Back around the time final conclusions from Mueller’s probe were released, Barr said he and then-Deputy Attorney General Rod Rosenstein concluded evidence for charging Trump with obstruction of justice was insufficient. Although Mueller didn’t pursue charges, conclusions from the Mueller team were actually that “substantial evidence” for Trump’s perpetration of obstruction was uncovered. Why did Barr so drastically diverge from the findings of Mueller’s probe?

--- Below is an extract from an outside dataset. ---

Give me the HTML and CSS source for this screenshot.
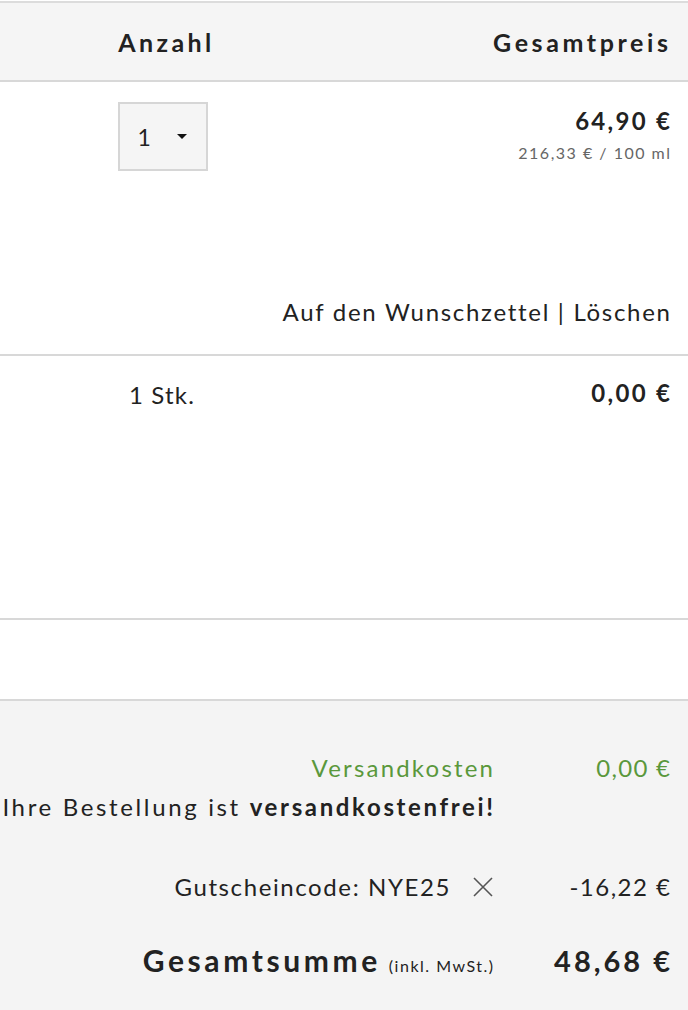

The underlying case leading to this appeals court action was filed under provisions of the Freedom of Information Act by the government watchdog group called Citizens for Responsibility and Ethics in Washington. The appeals court delayed the release of the memo itself for a week to allow opportunities for appealing. In the meantime, the judges concluded that no matter whether “bad faith” underlined the original, deceptive characterizations of the document from the department, Justice personnel “created a misimpression.” A redacted version of the disputed document was released last year. Trump, as a former president, is now facing Justice Department scrutiny over classified documents held at Mar-a-Lago following his presidency, and materials associated with that probe indicated three pieces of federal law potentially violated. That investigation, according to Justice Department official Jay Bratt, who handles counterintelligence, is in its “early stages.” Trump’s vulnerability isn’t ending.